The Consumer Reports Stress Index, a measure of the stress consumers feel in their everyday lives versus a year ago, is also down slightly in March to 58.7 from 59.3 the prior month, though it is up from the prior year (57.7). The survey results about consumer spending still have not shown the same optimism.
“The March index provides the most encouraging results that we have seen since we started the index more than two years ago,” said Ed Farrell, a director of the Consumer Reports National Research Center. “Consumers may be feeling that they are finally making strides in the right direction when it comes to their financial well-being.”
Though broad improvements were evident, we still see two problem areas for consumers: a lack of new jobs and an increase in missed mortgage payments. After remaining locked at 49.2 for the past three months, the Consumer Reports Employment Index is up slightly to 49.7 in March, and is also up versus one year ago (48.7). The improvement in the Employment Index this month was the result of a drop in job losses in the past 30 days (5.3 percent) versus the prior month (6.7 percent). However, only 4.6 percent of consumers reported starting a new job in the past 30 days, down slightly from the prior month (5.2 percent).
And the proportion of consumers missing a mortgage payment in the past 30 days has been on the rise over the past several months. It is now at 3.1 percent, up from 2.0 percent in December.

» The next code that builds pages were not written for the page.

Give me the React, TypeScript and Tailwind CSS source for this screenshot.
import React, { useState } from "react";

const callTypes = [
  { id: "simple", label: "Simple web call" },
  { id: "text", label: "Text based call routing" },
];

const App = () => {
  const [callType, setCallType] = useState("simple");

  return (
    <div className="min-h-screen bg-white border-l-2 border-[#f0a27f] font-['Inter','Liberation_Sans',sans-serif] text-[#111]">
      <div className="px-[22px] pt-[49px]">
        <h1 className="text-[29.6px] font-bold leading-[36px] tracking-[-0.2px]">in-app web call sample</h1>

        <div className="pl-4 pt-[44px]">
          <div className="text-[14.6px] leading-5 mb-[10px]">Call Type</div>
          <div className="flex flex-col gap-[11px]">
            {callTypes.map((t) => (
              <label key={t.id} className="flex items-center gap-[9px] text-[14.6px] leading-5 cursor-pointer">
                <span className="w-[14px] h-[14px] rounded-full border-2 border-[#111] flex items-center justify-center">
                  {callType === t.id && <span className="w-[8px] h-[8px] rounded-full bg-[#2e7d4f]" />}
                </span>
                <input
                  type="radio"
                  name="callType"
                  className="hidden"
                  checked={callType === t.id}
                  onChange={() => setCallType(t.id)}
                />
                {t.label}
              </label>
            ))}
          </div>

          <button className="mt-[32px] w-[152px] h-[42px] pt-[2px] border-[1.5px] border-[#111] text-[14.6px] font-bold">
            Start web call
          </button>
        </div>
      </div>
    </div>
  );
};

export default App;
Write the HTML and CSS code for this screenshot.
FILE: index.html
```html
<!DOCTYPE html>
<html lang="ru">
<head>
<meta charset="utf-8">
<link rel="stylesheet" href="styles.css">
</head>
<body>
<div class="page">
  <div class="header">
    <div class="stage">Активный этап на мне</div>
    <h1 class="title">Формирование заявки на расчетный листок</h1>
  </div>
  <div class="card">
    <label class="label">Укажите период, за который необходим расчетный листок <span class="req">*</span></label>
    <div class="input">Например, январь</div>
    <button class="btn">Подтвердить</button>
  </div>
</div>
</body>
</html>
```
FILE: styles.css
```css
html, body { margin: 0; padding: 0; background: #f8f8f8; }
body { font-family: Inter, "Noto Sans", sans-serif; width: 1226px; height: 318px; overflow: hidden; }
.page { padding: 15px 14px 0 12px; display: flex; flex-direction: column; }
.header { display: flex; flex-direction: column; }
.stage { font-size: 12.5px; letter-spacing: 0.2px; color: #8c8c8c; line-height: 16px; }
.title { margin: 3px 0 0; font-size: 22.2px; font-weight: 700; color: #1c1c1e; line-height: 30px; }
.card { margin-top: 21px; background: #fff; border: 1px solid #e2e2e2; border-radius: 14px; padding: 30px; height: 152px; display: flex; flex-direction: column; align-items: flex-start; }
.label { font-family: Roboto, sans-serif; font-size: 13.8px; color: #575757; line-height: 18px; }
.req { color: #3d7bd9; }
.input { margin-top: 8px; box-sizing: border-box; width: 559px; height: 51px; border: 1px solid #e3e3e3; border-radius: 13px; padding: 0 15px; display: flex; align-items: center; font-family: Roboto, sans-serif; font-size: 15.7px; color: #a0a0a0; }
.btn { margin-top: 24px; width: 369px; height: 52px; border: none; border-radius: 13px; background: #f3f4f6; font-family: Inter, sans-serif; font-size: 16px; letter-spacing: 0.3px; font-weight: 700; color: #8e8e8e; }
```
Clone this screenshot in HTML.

Those issues may be why consumers are holding onto their money despite improvements in the Sentiment and Trouble Tracker indices. The Consumer Reports Past 30-Day Retail Index, reflecting purchases consumers made in several categories in February, is 10.5, down slightly from both the prior month (11.6) and a year ago (11.1). The Consumer Reports Next 30-Day Retail Index, reflecting planned purchasing in March, also dropped to 7.6 from 8.3 last month, though it remains about even with one year ago (7.3).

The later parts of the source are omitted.